Data section:
>> START

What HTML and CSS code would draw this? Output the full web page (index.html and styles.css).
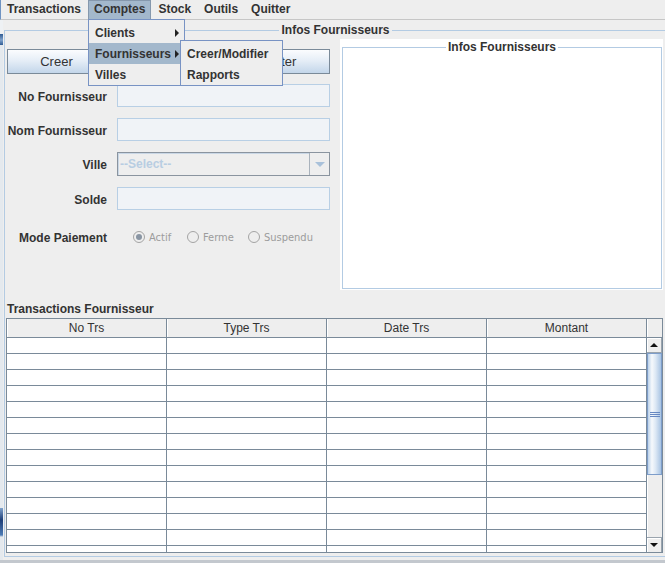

>> END
>> START

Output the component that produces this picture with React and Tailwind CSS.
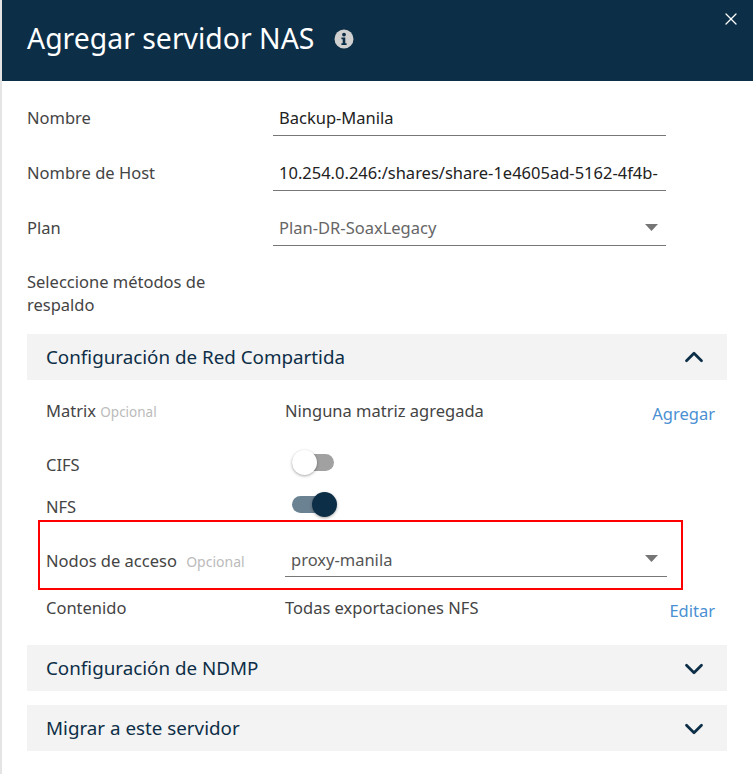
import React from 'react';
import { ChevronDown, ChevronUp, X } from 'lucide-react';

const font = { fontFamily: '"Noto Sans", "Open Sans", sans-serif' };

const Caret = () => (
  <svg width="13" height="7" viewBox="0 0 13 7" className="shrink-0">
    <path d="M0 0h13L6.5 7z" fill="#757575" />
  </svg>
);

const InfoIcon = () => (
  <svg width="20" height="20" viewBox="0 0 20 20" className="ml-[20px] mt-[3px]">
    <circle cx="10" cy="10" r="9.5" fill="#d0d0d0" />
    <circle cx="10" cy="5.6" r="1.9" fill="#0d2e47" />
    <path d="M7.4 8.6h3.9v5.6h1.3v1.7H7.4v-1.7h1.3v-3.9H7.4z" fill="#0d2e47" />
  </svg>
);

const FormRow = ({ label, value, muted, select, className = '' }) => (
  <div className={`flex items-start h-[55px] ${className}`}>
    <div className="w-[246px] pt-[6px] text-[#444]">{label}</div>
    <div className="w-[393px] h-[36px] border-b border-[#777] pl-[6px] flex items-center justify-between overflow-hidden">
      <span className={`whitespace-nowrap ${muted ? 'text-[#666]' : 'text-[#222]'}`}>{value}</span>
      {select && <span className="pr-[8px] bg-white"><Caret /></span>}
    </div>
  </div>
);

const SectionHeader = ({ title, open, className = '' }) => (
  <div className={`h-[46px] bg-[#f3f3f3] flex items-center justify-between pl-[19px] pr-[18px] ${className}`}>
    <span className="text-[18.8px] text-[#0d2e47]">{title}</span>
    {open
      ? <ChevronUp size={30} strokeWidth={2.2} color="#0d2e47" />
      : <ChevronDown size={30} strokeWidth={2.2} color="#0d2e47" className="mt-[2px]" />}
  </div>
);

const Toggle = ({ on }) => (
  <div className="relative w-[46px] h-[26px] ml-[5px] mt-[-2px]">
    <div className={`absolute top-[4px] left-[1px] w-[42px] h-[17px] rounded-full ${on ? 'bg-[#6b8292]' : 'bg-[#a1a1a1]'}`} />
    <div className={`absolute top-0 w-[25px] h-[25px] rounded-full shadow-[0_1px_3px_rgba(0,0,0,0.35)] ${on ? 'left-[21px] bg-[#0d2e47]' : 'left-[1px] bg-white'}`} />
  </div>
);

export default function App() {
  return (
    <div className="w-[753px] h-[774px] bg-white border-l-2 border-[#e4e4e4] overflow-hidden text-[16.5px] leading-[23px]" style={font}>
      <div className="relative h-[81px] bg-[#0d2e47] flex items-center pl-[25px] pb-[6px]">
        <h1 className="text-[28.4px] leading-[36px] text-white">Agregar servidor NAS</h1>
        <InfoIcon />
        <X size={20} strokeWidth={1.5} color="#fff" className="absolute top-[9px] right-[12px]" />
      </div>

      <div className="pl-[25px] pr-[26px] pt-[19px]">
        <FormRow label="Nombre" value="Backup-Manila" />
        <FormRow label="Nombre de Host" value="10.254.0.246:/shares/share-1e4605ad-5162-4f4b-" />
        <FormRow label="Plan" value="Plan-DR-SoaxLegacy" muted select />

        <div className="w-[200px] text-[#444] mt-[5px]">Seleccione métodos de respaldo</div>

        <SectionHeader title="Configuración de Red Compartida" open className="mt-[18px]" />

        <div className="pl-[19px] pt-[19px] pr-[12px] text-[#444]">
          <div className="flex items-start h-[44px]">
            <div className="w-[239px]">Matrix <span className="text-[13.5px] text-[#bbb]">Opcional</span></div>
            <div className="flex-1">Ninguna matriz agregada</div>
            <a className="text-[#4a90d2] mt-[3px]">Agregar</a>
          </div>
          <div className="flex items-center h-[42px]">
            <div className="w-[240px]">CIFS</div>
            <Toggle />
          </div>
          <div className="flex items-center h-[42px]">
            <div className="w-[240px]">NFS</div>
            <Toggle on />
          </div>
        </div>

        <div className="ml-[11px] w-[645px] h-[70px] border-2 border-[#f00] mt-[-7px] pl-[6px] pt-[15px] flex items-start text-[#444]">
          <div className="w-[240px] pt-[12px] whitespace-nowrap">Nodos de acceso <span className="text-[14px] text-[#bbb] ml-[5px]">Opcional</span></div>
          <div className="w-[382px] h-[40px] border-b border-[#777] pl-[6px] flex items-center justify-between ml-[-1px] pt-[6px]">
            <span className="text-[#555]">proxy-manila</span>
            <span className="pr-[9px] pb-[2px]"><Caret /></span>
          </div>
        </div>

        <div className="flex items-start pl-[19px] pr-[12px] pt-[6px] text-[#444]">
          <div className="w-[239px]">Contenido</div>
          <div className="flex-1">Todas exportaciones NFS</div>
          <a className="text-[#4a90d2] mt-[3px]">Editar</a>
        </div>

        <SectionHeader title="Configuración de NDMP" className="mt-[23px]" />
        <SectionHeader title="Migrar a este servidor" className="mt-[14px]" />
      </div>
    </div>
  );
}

>> END
>> START

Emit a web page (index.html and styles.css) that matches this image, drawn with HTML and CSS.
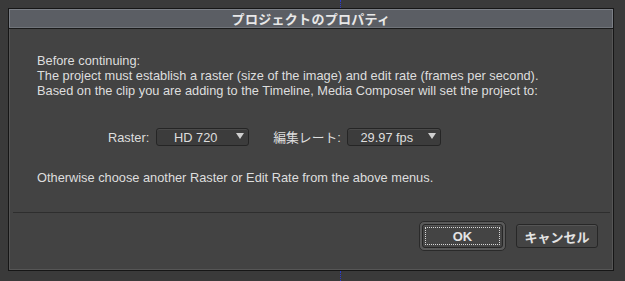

>> END

Directive: Track down every line with the word "styles" and copy it.

Result of this exercise:
What HTML and CSS code would draw this? Output the full web page (index.html and styles.css).
Emit a web page (index.html and styles.css) that matches this image, drawn with HTML and CSS.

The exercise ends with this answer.